Les jeunes et les régions

« L’instance supérieure a commencé ce mardi son travail pour élaborer la loi électorale, sur un rythme de trois réunions cette semaine », rapporte Ahmed Brahim, premier secrétaire du mouvement Ettajdid (social-démocrate). En théorie, l’élection d’une assemblée constituante devrait se tenir en juillet et la campagne électorale commencer en avril. Mais rien n’est simple, dans la période post-Ben Ali.

La toute première réunion de l’Instance supérieure, jeudi 17 mars, a été le théâtre de violents affrontements verbaux, au point qu’elle a rapidement été ajournée. Sans être « opposé a priori à sa création », le Parti communiste des ouvriers de Tunisie (PCOT) a ainsi eu de nombreux griefs à exprimer, explique son représentant en France, Adel Thabet. Outre la composition décidée « sans concertation » par l’exécutif, c’est surtout « l’absence de représentation des principaux acteurs de la Révolution » qui le choque.

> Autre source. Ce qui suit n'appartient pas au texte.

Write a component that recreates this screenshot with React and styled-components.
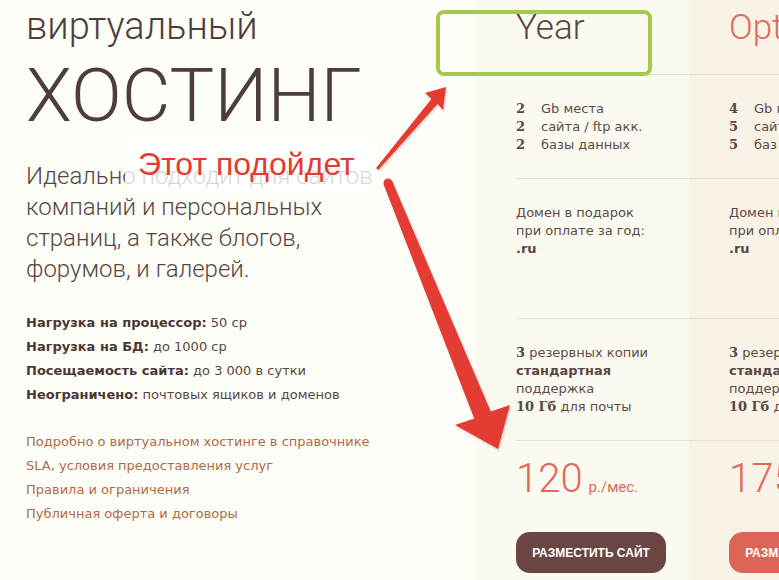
import React from "react";
import styled, { createGlobalStyle } from "styled-components";

const GlobalStyle = createGlobalStyle`
  html, body {
    margin: 0;
    padding: 0;
    background: #fefef8;
  }
  body {
    width: 779px;
    height: 580px;
    overflow: hidden;
    font-family: "DejaVu Sans", Verdana, sans-serif;
  }
`;

const plans = [
  {
    name: "Year",
    accent: false,
    specs: [
      ["2", "Gb места"],
      ["2", "сайта / ftp акк."],
      ["2", "базы данных"],
    ],
    price: "120",
  },
  {
    name: "Optimal",
    accent: true,
    specs: [
      ["4", "Gb места"],
      ["5", "сайтов / ftp акк."],
      ["5", "баз данных"],
    ],
    price: "175",
  },
];

function App() {
  return (
    <Page>
      <GlobalStyle />
      <Left>
        <Kicker>виртуальный</Kicker>
        <Title>ХОСТИНГ</Title>
        <Lead>
          Идеально подходит для сайтов компаний и персональных страниц, а также
          блогов, форумов, и галерей.
        </Lead>
        <Specs>
          <li><b>Нагрузка на процессор:</b> 50 ср</li>
          <li><b>Нагрузка на БД:</b> до 1000 ср</li>
          <li><b>Посещаемость сайта:</b> до 3 000 в сутки</li>
          <li><b>Неограничено:</b> почтовых ящиков и доменов</li>
        </Specs>
        <Links>
          <li><a>Подробно о виртуальном хостинге в справочнике</a></li>
          <li><a>SLA, условия предоставления услуг</a></li>
          <li><a>Правила и ограничения</a></li>
          <li><a>Публичная оферта и договоры</a></li>
        </Links>
      </Left>
      <Table>
        {plans.map((p, i) => (
          <Column key={p.name} $tint={p.accent}>
            <Cell $first={i === 0} $h={75} $pad={10}>
              <PlanName $accent={p.accent}>{p.name}</PlanName>
            </Cell>
            <Cell $first={i === 0} $h={104}>
              {p.specs.map(([n, t]) => (
                <SpecRow key={t}>
                  <Qty>{n}</Qty>
                  <span>{t}</span>
                </SpecRow>
              ))}
            </Cell>
            <Cell $first={i === 0} $h={140}>
              Домен в подарок<br />при оплате за год:<br /><Strong>.ru</Strong>
            </Cell>
            <Cell $first={i === 0} $h={122}>
              <Num>3</Num> резервных копии<br />
              <Strong>стандартная</Strong><br />
              поддержка<br />
              <Num>10 Гб</Num> для почты
            </Cell>
            <Cell $first={i === 0} $pad={18} $last>
              <Price>
                {p.price}
                <Unit>р./мес.</Unit>
              </Price>
              <Button $accent={p.accent}>Разместить сайт</Button>
            </Cell>
          </Column>
        ))}
      </Table>

      <Label>Этот подойдет</Label>
      <Marks width="779" height="580" viewBox="0 0 779 580">
        <defs>
          <filter id="sh" x="-20%" y="-20%" width="140%" height="140%">
            <feDropShadow dx="1" dy="1.5" stdDeviation="1" floodColor="#000" floodOpacity="0.18" />
          </filter>
        </defs>
        <rect x="438" y="12" width="212" height="62" rx="6" fill="none" stroke="#a5c94a" strokeWidth="4" />
        <g fill="#e43b31" filter="url(#sh)">
          <polygon points="376.9,167 431.4,98.9 425,93 446,87 443,110 437.6,104.1 379.1,169" />
          <circle cx="378" cy="168" r="1.6" />
          <polygon points="383.8,184.7 474.2,418.4 455,425 498,449 510,405 490.8,411.6 392.2,181.3" />
          <circle cx="388" cy="183" r="4.5" />
        </g>
      </Marks>
    </Page>
  );
}

export default App;

const Page = styled.div`
  position: relative;
  display: flex;
  width: 779px;
  height: 580px;
  overflow: hidden;
`;

const Left = styled.div`
  flex: none;
  width: 476px;
  box-sizing: border-box;
  padding-left: 26px;
  color: #4e3d3b;
`;

const Kicker = styled.div`
  margin-top: 7px;
  font-family: Roboto, "Liberation Sans", sans-serif;
  font-weight: 300;
  font-size: 38px;
  line-height: 1;
`;

const Title = styled.h1`
  margin: 13px 0 0;
  font-family: Roboto, "Liberation Sans", sans-serif;
  font-weight: 300;
  font-size: 75px;
  line-height: 74px;
`;

const Lead = styled.p`
  margin: 29px 0 0;
  width: 370px;
  font-family: Roboto, "Liberation Sans", sans-serif;
  font-weight: 300;
  font-size: 24px;
  line-height: 31px;
  color: #574644;
`;

const Specs = styled.ul`
  margin: 26px 0 0;
  padding: 0;
  list-style: none;
  font-size: 13px;
  line-height: 24px;
  color: #574644;
  b {
    color: #4a3834;
  }
`;

const Links = styled.ul`
  margin: 23px 0 0;
  padding: 0;
  list-style: none;
  font-size: 13px;
  line-height: 24px;
  a {
    color: #b06a44;
    cursor: pointer;
  }
`;

const Table = styled.div`
  flex: none;
  display: flex;
`;

const Column = styled.div`
  flex: none;
  width: 213px;
  height: 580px;
  background: ${(p) => (p.$tint ? "#f9f2e6" : "#fbfaf0")};
`;

const Cell = styled.div`
  box-sizing: border-box;
  height: ${(p) => (p.$h ? `${p.$h}px` : "auto")};
  margin-left: ${(p) => (p.$first ? "40px" : "0")};
  padding: ${(p) => p.$pad ?? 25}px 0 0 ${(p) => (p.$first ? "0" : "40px")};
  border-bottom: ${(p) => (p.$last ? "none" : "1px solid #e6e2d6")};
  font-size: 13px;
  line-height: 18px;
  color: #5b4a48;
  white-space: nowrap;
`;

const PlanName = styled.div`
  font-family: Roboto, "Liberation Sans", sans-serif;
  font-weight: 300;
  font-size: 35px;
  line-height: 1;
  color: ${(p) => (p.$accent ? "#e0695a" : "#5a4644")};
`;

const SpecRow = styled.div`
  display: flex;
`;

const Num = styled.b`
  font-family: "DejaVu Serif", Georgia, serif;
  font-size: 13px;
  color: #5a4644;
`;

const Qty = styled(Num)`
  flex: none;
  width: 25px;
`;

const Strong = styled.b`
  color: #5a4644;
`;

const Price = styled.div`
  font-family: Roboto, "Liberation Sans", sans-serif;
  font-weight: 300;
  font-size: 40px;
  line-height: 40px;
  color: #e0695a;
`;

const Unit = styled.span`
  margin-left: 6px;
  font-weight: 400;
  font-size: 15px;
`;

const Button = styled.button`
  margin-top: 25px;
  width: 150px;
  height: 41px;
  border: none;
  border-radius: 14px;
  background: ${(p) => (p.$accent ? "#dc6656" : "#6a4544")};
  color: #fff;
  font-family: "Liberation Sans", Arial, sans-serif;
  font-weight: 700;
  font-size: 12px;
  text-transform: uppercase;
  white-space: nowrap;
  cursor: pointer;
`;

const Label = styled.div`
  position: absolute;
  left: 125px;
  top: 140px;
  width: 253px;
  height: 50px;
  box-sizing: border-box;
  padding: 8px 0 0 13px;
  background: rgba(255, 255, 255, 0.78);
  color: #e43b31;
  font-family: "Liberation Sans", Arial, sans-serif;
  font-size: 32px;
  line-height: 32px;
  white-space: nowrap;
`;

const Marks = styled.svg`
  position: absolute;
  left: 0;
  top: 0;
  pointer-events: none;
`;
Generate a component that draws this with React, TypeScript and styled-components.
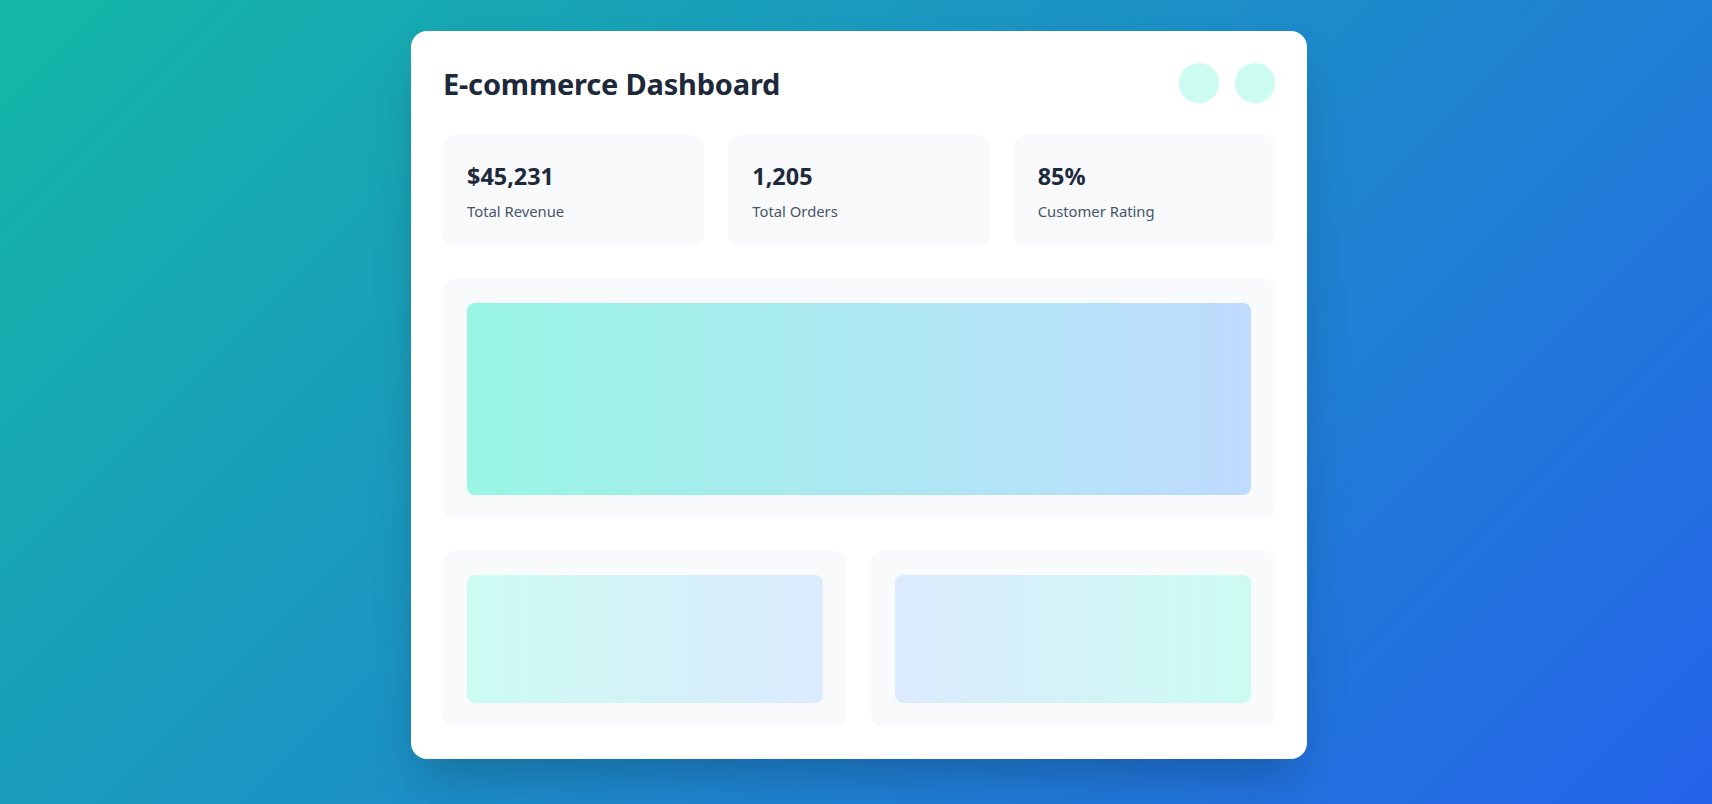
import React from "react";
import styled, { createGlobalStyle } from "styled-components";

const GlobalStyle = createGlobalStyle`
  html, body {
    margin: 0;
    padding: 0;
    height: 100%;
  }
  body {
    font-family: "Noto Sans", "Open Sans", Arial, sans-serif;
    background: linear-gradient(135deg, #14b8a6 0%, #2563eb 100%);
    min-height: 804px;
  }
  * { box-sizing: border-box; }
`;

const Page = styled.div`
  min-height: 804px;
  display: flex;
  justify-content: center;
  align-items: flex-start;
  padding: 31px 0 0 6px;
`;

const Card = styled.div`
  width: 896px;
  background: #ffffff;
  border-radius: 16px;
  padding: 32px;
  box-shadow: 0 25px 50px -12px rgba(0, 0, 0, 0.25);
  display: flex;
  flex-direction: column;
  gap: 32px;
`;

const Header = styled.div`
  display: flex;
  justify-content: space-between;
  align-items: center;
  height: 40px;
`;

const Title = styled.h1`
  margin: 0;
  font-size: 29px;
  font-weight: 700;
  color: #1e293b;
  letter-spacing: -0.2px;
  line-height: 40px;
  padding-top: 2px;
`;

const Actions = styled.div`
  display: flex;
  gap: 16px;
`;

const Dot = styled.div`
  width: 40px;
  height: 40px;
  border-radius: 50%;
  background: #ccfbf1;
`;

const StatsGrid = styled.div`
  display: grid;
  grid-template-columns: repeat(3, 1fr);
  gap: 24px;
`;

const StatCard = styled.div`
  background: #f8fafc;
  border-radius: 12px;
  padding: 24px;
  height: 112px;
`;

const StatValue = styled.div`
  font-size: 23.4px;
  font-weight: 700;
  color: #1e293b;
  line-height: 32px;
  padding-top: 1px;
`;

const StatLabel = styled.div`
  margin-top: 9px;
  font-size: 14.8px;
  color: #475569;
  line-height: 20px;
`;

const Panel = styled.div`
  background: #f8fafc;
  border-radius: 12px;
  padding: 24px;
`;

const Fill = styled.div<{ $h: number; $from: string; $to: string }>`
  height: ${(p) => p.$h}px;
  border-radius: 8px;
  background: linear-gradient(to right, ${(p) => p.$from}, ${(p) => p.$to});
`;

const BottomGrid = styled.div`
  display: grid;
  grid-template-columns: 1fr 1fr;
  gap: 24px;
`;

const stats = [
  { value: "$45,231", label: "Total Revenue" },
  { value: "1,205", label: "Total Orders" },
  { value: "85%", label: "Customer Rating" },
];

export default function App() {
  return (
    <>
      <GlobalStyle />
      <Page>
        <Card>
          <Header>
            <Title>E-commerce Dashboard</Title>
            <Actions>
              <Dot />
              <Dot />
            </Actions>
          </Header>
          <StatsGrid>
            {stats.map((s) => (
              <StatCard key={s.label}>
                <StatValue>{s.value}</StatValue>
                <StatLabel>{s.label}</StatLabel>
              </StatCard>
            ))}
          </StatsGrid>
          <Panel>
            <Fill $h={192} $from="#99f6e4" $to="#bfdbfe" />
          </Panel>
          <BottomGrid>
            <Panel>
              <Fill $h={128} $from="#ccfbf1" $to="#dbeafe" />
            </Panel>
            <Panel>
              <Fill $h={128} $from="#dbeafe" $to="#ccfbf1" />
            </Panel>
          </BottomGrid>
        </Card>
      </Page>
    </>
  );
}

Ni les Conseils de protection de la Révolution qui se sont créés dans les régions, ni les organisations de jeunesse ne sont en effet représentés. Un comble, alors que l’âge avancé de Béji Caïd Essebsi comme celui de son prédécesseur à la tête du gouvernement, Mohammed Ghannouchi, ont fait l’objet de critiques acerbes.

Dirigée par le juriste Yadh Ben Achour, l’Instance supérieure comprend 71 membres, dont 12 représentants de partis politiques,18 représentants d’organisations professionnelles ou de syndicats et 42 personnalités politiques. Parmi ces dernières, certaines étaient « extérieures», voire « opposées à la Révolution », note également Adel Thabet, qui dénonce une volonté du gouvernement de limiter le pouvoir de nuisance de l’Instance supérieure en y nommant de nombreuses personnalités à la représentativité aléatoire.

Date et modalités du scrutin

Pour Ahmed Brahim, toutefois, le temps n’est pas à l’emportement ni au « ciblage d’individus » au sein de l’Instance supérieure : « La question de la composition est en train d’être réglée et nous devons à présent travailler sans tarder à l’organisation des élections ». Le maître-mot, pour le premier secrétaire d’Ettajdid, est la recherche du consensus, dans un climat apaisé.

Les détails de la loi électorale devraient être décidés au sein de l’Instance supérieure « par consensus ou bien, à défaut, par un vote », expose Ahmed Brahim. Parmi les enjeux les plus importants figure celui du type d’élection pour l’Assemblée chargée de rédiger la nouvelle Constitution, avec soit un scrutin uninominal à deux tours, soit un scrutin de listes à la proportionnelle. Pour Ettajdid, la première solution pourrait s’avérer dangereuse, en favorisant des « potentats locaux issus du régime de Ben Ali ». Signe que chaque choix doit être soigneusement soupesé.

L’autre question reste la date du scrutin. Adel Thabet estime clairement les délais « trop courts pour organiser des élections crédibles par la majorité du paysage politique ». Et malgré une préférence pour une élection en juillet, Ahmed Brahim reconnait que « les experts internationaux parlent en général d’un délai de 22 semaines nécessaires à l’organisation d’élections sérieuses », et se déclare prêt à discuter.

« Chambre d’enregistrement »

Restera ensuite, pour l’Instance supérieure, à faire reconnaître ses décisions par le gouvernement. Or, dénonce Adel Thabet, l’exécutif tunisien n’y verrait en fait qu’une « chambre d’enregistrement » de ses propres décisions. « Lors de la première réunion, le 17 mars, il a été annoncé que le projet de loi électorale allait y être distribué », raconte-t-il, et ce n’est, d’après le représentant du PCOT, que grâce à ses protestations que l’Instance supérieure pourra disposer d’une plus grande marge de manœuvre.

La solution, pour Ahmed Brahim, est une fois de plus dans le consensus. « Depuis le début de la Révolution, Ettajdid a défendu la création d’une instance consultative, car le gouvernement n’osera pas aller contre des décisions approuvées par une instance aussi diverse dans ses opinions », relativise-t-il. Mais malgré leurs divergences, les deux hommes politiques se rejoignent dans une même conviction : c’est par le vote d’une nouvelle Constitution que la Tunisie tournera avec succès la page de la dictature.